┌────────
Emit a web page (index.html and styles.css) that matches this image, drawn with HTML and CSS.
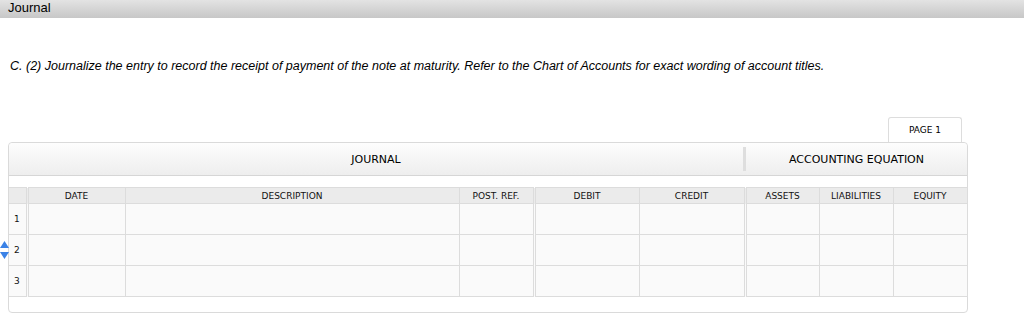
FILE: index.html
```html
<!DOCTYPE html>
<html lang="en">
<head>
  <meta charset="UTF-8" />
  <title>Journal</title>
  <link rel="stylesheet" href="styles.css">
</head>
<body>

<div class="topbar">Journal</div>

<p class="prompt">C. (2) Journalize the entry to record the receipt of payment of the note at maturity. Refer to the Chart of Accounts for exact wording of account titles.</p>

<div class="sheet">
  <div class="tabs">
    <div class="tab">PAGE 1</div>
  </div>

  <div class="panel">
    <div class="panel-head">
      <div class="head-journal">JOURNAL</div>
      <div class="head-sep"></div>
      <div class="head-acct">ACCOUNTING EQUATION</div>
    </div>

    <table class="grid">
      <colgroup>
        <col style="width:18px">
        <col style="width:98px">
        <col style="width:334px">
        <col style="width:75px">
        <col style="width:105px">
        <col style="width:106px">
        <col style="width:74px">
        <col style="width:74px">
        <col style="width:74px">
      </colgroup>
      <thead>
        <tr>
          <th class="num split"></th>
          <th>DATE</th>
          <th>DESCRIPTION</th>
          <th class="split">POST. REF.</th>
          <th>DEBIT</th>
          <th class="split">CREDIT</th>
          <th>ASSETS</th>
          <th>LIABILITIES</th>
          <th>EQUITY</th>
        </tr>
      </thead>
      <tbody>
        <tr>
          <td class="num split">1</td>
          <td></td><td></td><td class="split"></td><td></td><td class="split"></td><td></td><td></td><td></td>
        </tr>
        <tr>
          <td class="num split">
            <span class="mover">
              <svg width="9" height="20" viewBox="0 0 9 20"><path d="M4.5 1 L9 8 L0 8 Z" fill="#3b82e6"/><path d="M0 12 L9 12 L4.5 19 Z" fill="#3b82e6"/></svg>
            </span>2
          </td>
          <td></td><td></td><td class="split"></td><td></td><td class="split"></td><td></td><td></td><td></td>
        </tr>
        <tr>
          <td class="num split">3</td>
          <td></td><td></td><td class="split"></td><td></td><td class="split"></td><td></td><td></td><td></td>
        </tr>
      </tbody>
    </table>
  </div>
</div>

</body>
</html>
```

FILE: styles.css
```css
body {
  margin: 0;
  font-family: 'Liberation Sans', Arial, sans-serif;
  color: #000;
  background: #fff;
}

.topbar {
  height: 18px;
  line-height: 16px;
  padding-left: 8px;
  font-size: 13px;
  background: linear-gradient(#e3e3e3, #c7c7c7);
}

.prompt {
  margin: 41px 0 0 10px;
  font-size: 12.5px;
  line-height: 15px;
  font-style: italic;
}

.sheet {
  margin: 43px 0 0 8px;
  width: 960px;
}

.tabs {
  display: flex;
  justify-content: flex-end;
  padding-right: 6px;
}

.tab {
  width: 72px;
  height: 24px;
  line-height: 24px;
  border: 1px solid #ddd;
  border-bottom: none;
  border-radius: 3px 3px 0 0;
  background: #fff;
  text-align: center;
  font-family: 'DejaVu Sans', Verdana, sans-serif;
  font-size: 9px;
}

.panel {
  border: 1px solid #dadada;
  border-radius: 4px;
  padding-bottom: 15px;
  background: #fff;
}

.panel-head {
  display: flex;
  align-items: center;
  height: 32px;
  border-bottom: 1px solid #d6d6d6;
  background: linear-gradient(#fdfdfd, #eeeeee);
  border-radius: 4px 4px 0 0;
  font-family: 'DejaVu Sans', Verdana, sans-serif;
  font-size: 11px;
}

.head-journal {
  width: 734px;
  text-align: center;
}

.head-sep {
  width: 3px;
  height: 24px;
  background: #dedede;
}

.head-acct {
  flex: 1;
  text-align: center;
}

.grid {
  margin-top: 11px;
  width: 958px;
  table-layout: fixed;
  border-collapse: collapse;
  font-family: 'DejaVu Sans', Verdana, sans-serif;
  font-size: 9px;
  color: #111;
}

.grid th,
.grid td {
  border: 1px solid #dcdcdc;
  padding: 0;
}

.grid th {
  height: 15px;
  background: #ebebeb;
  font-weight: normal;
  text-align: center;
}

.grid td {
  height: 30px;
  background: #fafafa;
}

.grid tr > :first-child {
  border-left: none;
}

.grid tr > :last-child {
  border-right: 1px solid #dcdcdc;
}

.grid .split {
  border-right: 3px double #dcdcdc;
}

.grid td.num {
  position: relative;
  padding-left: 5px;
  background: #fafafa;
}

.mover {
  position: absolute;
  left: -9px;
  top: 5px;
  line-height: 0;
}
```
└────────
__EXERCISE BRIEF__:
What is needed is an exact reproduction of the data, pictures excluded.

__EXERCISE OUTPUT__:
Emit a web page (index.html and styles.css) that matches this image, drawn with HTML and CSS.
FILE: index.html
```html
<!DOCTYPE html>
<html lang="en">
<head>
  <meta charset="UTF-8" />
  <title>Journal</title>
  <link rel="stylesheet" href="styles.css">
</head>
<body>

<div class="topbar">Journal</div>

<p class="prompt">C. (2) Journalize the entry to record the receipt of payment of the note at maturity. Refer to the Chart of Accounts for exact wording of account titles.</p>

<div class="sheet">
  <div class="tabs">
    <div class="tab">PAGE 1</div>
  </div>

  <div class="panel">
    <div class="panel-head">
      <div class="head-journal">JOURNAL</div>
      <div class="head-sep"></div>
      <div class="head-acct">ACCOUNTING EQUATION</div>
    </div>

    <table class="grid">
      <colgroup>
        <col style="width:18px">
        <col style="width:98px">
        <col style="width:334px">
        <col style="width:75px">
        <col style="width:105px">
        <col style="width:106px">
        <col style="width:74px">
        <col style="width:74px">
        <col style="width:74px">
      </colgroup>
      <thead>
        <tr>
          <th class="num split"></th>
          <th>DATE</th>
          <th>DESCRIPTION</th>
          <th class="split">POST. REF.</th>
          <th>DEBIT</th>
          <th class="split">CREDIT</th>
          <th>ASSETS</th>
          <th>LIABILITIES</th>
          <th>EQUITY</th>
        </tr>
      </thead>
      <tbody>
        <tr>
          <td class="num split">1</td>
          <td></td><td></td><td class="split"></td><td></td><td class="split"></td><td></td><td></td><td></td>
        </tr>
        <tr>
          <td class="num split">
            <span class="mover">
              <svg width="9" height="20" viewBox="0 0 9 20"><path d="M4.5 1 L9 8 L0 8 Z" fill="#3b82e6"/><path d="M0 12 L9 12 L4.5 19 Z" fill="#3b82e6"/></svg>
            </span>2
          </td>
          <td></td><td></td><td class="split"></td><td></td><td class="split"></td><td></td><td></td><td></td>
        </tr>
        <tr>
          <td class="num split">3</td>
          <td></td><td></td><td class="split"></td><td></td><td class="split"></td><td></td><td></td><td></td>
        </tr>
      </tbody>
    </table>
  </div>
</div>

</body>
</html>
```

FILE: styles.css
```css
body {
  margin: 0;
  font-family: 'Liberation Sans', Arial, sans-serif;
  color: #000;
  background: #fff;
}

.topbar {
  height: 18px;
  line-height: 16px;
  padding-left: 8px;
  font-size: 13px;
  background: linear-gradient(#e3e3e3, #c7c7c7);
}

.prompt {
  margin: 41px 0 0 10px;
  font-size: 12.5px;
  line-height: 15px;
  font-style: italic;
}

.sheet {
  margin: 43px 0 0 8px;
  width: 960px;
}

.tabs {
  display: flex;
  justify-content: flex-end;
  padding-right: 6px;
}

.tab {
  width: 72px;
  height: 24px;
  line-height: 24px;
  border: 1px solid #ddd;
  border-bottom: none;
  border-radius: 3px 3px 0 0;
  background: #fff;
  text-align: center;
  font-family: 'DejaVu Sans', Verdana, sans-serif;
  font-size: 9px;
}

.panel {
  border: 1px solid #dadada;
  border-radius: 4px;
  padding-bottom: 15px;
  background: #fff;
}

.panel-head {
  display: flex;
  align-items: center;
  height: 32px;
  border-bottom: 1px solid #d6d6d6;
  background: linear-gradient(#fdfdfd, #eeeeee);
  border-radius: 4px 4px 0 0;
  font-family: 'DejaVu Sans', Verdana, sans-serif;
  font-size: 11px;
}

.head-journal {
  width: 734px;
  text-align: center;
}

.head-sep {
  width: 3px;
  height: 24px;
  background: #dedede;
}

.head-acct {
  flex: 1;
  text-align: center;
}

.grid {
  margin-top: 11px;
  width: 958px;
  table-layout: fixed;
  border-collapse: collapse;
  font-family: 'DejaVu Sans', Verdana, sans-serif;
  font-size: 9px;
  color: #111;
}

.grid th,
.grid td {
  border: 1px solid #dcdcdc;
  padding: 0;
}

.grid th {
  height: 15px;
  background: #ebebeb;
  font-weight: normal;
  text-align: center;
}

.grid td {
  height: 30px;
  background: #fafafa;
}

.grid tr > :first-child {
  border-left: none;
}

.grid tr > :last-child {
  border-right: 1px solid #dcdcdc;
}

.grid .split {
  border-right: 3px double #dcdcdc;
}

.grid td.num {
  position: relative;
  padding-left: 5px;
  background: #fafafa;
}

.mover {
  position: absolute;
  left: -9px;
  top: 5px;
  line-height: 0;
}
```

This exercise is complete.